History and culture - Eastern Plains
Haxtun's Corn Festival: a September tradition more than a century old
Each September the small Phillips County town of Haxtun throws a Corn Festival that has run for more than a hundred years, with a downtown parade and a full day of harvest celebration.
Published June 10, 2026 - Last verified June 15, 2026
If you want to understand a farm county, go to its biggest party. In Haxtun, that party is the Corn Festival, held each September in a town of fewer than a thousand people that calls itself the Corn Capital of Colorado.

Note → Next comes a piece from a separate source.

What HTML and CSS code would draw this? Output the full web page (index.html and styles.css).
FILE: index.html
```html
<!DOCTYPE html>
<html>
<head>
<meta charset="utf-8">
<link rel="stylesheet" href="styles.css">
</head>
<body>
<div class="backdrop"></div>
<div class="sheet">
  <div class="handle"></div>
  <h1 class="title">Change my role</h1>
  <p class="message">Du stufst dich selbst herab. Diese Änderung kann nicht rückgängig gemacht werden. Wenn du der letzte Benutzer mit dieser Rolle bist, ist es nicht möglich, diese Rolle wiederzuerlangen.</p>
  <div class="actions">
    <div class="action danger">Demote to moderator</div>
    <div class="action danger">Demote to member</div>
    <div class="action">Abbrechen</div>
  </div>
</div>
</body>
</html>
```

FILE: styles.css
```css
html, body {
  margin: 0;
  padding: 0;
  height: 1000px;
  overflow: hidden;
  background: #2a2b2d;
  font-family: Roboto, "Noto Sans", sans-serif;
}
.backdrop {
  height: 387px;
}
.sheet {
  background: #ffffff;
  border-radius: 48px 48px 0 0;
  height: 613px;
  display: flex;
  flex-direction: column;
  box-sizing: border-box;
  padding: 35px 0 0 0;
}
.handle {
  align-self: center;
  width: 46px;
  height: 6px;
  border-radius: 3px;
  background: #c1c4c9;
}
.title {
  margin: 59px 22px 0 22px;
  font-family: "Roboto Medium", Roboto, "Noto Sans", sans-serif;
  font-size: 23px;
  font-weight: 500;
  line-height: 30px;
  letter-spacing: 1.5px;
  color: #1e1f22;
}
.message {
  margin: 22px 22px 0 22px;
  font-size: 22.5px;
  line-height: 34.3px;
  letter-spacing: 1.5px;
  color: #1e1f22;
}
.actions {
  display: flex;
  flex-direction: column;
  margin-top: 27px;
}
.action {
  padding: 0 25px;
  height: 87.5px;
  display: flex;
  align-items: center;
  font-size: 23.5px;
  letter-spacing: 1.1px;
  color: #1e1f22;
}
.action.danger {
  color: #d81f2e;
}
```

The festival is old. The town counted its 100th celebration in 2021, which means it has been gathering people downtown for more than a century, through good harvests and lean ones. That kind of run tells you something: this is not a tourist event dreamed up for visitors. It is the day the community sets aside for itself, year after year.
The heart of it is the parade down Main Street. Around it you will find vendors and a craft fair, street games, and the easy crowd of a small town where most people know each other. It lands in late summer, near the end of the growing season, when the surrounding fields are heavy and the harvest is close. The whole thing reads as a thank-you to the land that built the place.
If you go, you will learn more about what this county values in one afternoon than a guidebook could tell you. Dates and the full schedule change from year to year, so check the Town of Haxtun’s Corn Festival page before you plan your trip.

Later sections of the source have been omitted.